金銭管理と、親
私はもう40代後半だが、お金の計算や管理がとても苦手だ。例えば、公共料金の支払いをする事が苦手だ。支払いも請求も、どちらも苦手だ。
会社員ではなくなり学生になってお金が減って、節約しないといけなくなった。
事務作業を自分でやらなければいけない事も増えてとても苦労している。何かちょっとした自営業的な仕事をやったりして、本来請求できるはずのお金を請求する手間が取れない。それをやる体力みたいなものがなくて、もらえるお金も貰えていない。
以前はお金を払って、コンサルタントという肩書きがあるような人に生活の事務作業に立ち会ってもらって手伝ってもらったりしていた。それも時間がかかるし、今の私にはコストが高く、もうできない。

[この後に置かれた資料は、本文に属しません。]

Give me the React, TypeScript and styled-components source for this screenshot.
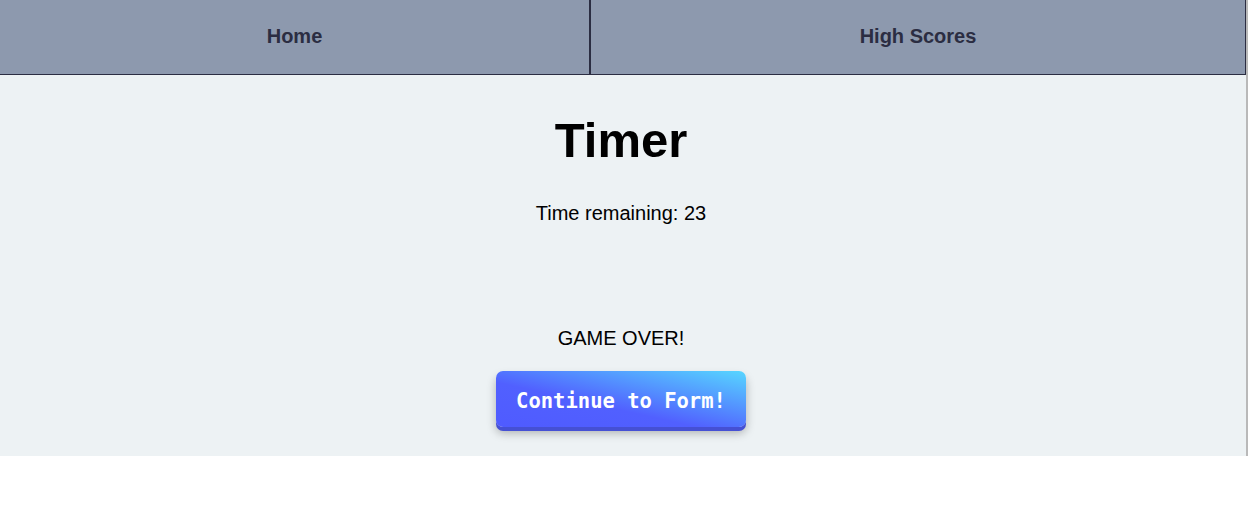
import React from 'react';
import styled, { createGlobalStyle } from 'styled-components';

const GlobalStyle = createGlobalStyle`
  body {
    margin: 0;
    background: #ffffff;
    font-family: "Liberation Sans", Arial, sans-serif;
  }
`;

const Page = styled.div`
  width: 1246px;
  border-right: 2px solid #b9b9b9;
  background: #edf2f4;
`;

const NavBar = styled.nav`
  display: grid;
  grid-template-columns: 590px 1fr;
  height: 74px;
  background: #8d99ae;
  border-bottom: 1px solid #2b2d42;
  border-right: 1px solid #2b2d42;
`;

const NavLink = styled.a<{ $divider?: 'left' | 'right' }>`
  display: flex;
  align-items: center;
  justify-content: center;
  padding-bottom: 2px;
  color: #2b2d42;
  font-size: 20px;
  font-weight: 700;
  text-decoration: none;
  cursor: pointer;
  ${({ $divider }) => ($divider ? `border-${$divider}: 1px solid #2b2d42;` : '')}
`;

const Main = styled.main`
  display: flex;
  flex-direction: column;
  align-items: center;
  padding: 37px 4px 29px 0;
  color: #000000;
`;

const Title = styled.h1`
  margin: 0;
  font-size: 49px;
  font-weight: 700;
`;

const Line = styled.p<{ $gap: number }>`
  margin: ${({ $gap }) => $gap}px 0 0;
  font-size: 20px;
`;

const ContinueButton = styled.button`
  margin-top: 21px;
  height: 56px;
  padding: 3px 20px 0;
  border: none;
  border-radius: 7px;
  color: #ffffff;
  font-family: "DejaVu Sans Mono", "Liberation Mono", monospace;
  font-size: 20.5px;
  font-weight: 700;
  background: linear-gradient(to top right, #4f5bff 0%, #5160ff 40%, #57d6ff 100%);
  box-shadow: 0 4px 0 #4550d4, 0 6px 10px rgba(0, 0, 0, 0.28);
  cursor: pointer;
`;

export default function App() {
  return (
    <>
      <GlobalStyle />
      <Page>
        <NavBar>
          <NavLink $divider="right">Home</NavLink>
          <NavLink $divider="left">High Scores</NavLink>
        </NavBar>
        <Main>
          <Title>Timer</Title>
          <Line $gap={34}>Time remaining: 23</Line>
          <Line $gap={102}>GAME OVER!</Line>
          <ContinueButton>Continue to Form!</ContinueButton>
        </Main>
      </Page>
    </>
  );
}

そこで母親に「いろいろな支払いがうまくできない」「私にできるように教えた事ある?教えてよ」と訴えたら「普通の大人はできるから、あなたもできると思っていた」と言われた。「お母さんはできるの?」と聞いたら「お父さんにまかせていたからできない」と言っていた。「自分でもできなくて、教えた事もなくて、それで勝手にできるようになっていると期待するのはおかしくない?」と言ったら黙っていた。そして「言い方がひどい」と怒り出す感じだった。
手伝ってくれるような雰囲気ではないし、できないといってるのだから、この人に手伝ってもらうのは無理だろうと思った。
この母親に育てられたのだからできなくてもしょうがないと少し自分を許せた。弟や妹は自分でがんばってできるようになったか、もしくは両方会社員だからあまり困っていないのだろう。
しかしやはりできないと自分が困るし、大人だからできないと恥ずかしい。しばらく放置した後、今度は80歳の父親に事情を説明し「手伝ってくれ」とラインでメッセージを送った。もし返事が来ても、私の頭はほかのことでいっぱいいっぱいで、それをやる時間がないかもしれない。それでも、言える時に言っておかないと。他の事で頭がいっぱいになってまた放置するだろうから。
どうして普通の人ができる事ができないのだろう。算数は人並みにはできたのに。無理やり理由を探すと、私は子供の頃、お金はあたりまえにあった。それでも私はずっと辛かったから、お金は私を幸せにしないと思っていた。お金が手に入ったから何かができて嬉しいとか幸せになったと思ったことがなかった。だからお金の事を軽く見ているのかもしれない。
大学生の頃は、親のお金で今思えばけっこう家賃のかかりそうなところに暮らしていた。思うに、子供にお金のことで苦労させないというのが、両親の目指すところだったのだと思う。でも私はお金があっても、なぜか公共料金の支払いができなくて、水道以外がよく止まったりしていて、ロウソクの光で生活していた事があった。家賃が払えない事もあった。大家さんから保証人である両親に、そのことについて連絡が行き、母親から「それではダメだ」という手紙が来た事があるのを覚えている。少し面倒臭い気分で手紙を読んだ。それからどうしたかはよく覚えていない。
会社員になってからは自動引き落としになったので、しばらくそういう目には合わなかった。そういえば会社でも出張費の清算(お金の請求)などは苦手な部類だったけど、仕事としてカテゴライズされて外部からの圧がかかるとなんとかできた。会社員でいてもそういう生活費の管理はいつかできるようにならないといけないと思っていたけど、収入があったので節約する必要も特になく、自動引き落としのままで構わなかった。お金の管理はいつかできるようになりたいと思っていた。でもやりたい事もないし、将来の事なんて考えただけで絶望だし、その日、その日を生きるだけで精一杯だった。
でも今は、自分でやらないといけないし、やらないと本当に困る。もう40代後半だから、成長できないだろうか。それとも今からでもできるようになるだろうか。
本当は私は歳をとった親を助ける歳だけど、できていないのも恥ずかしく悔しい。幼稚だと思う。
親がお金をくれなかったら私は生きていなかった。お金がなかったら、いろいろな人とも会えなかった。
今までお金をくれてありがとう。無理せず、また自分で稼げるようになりたい。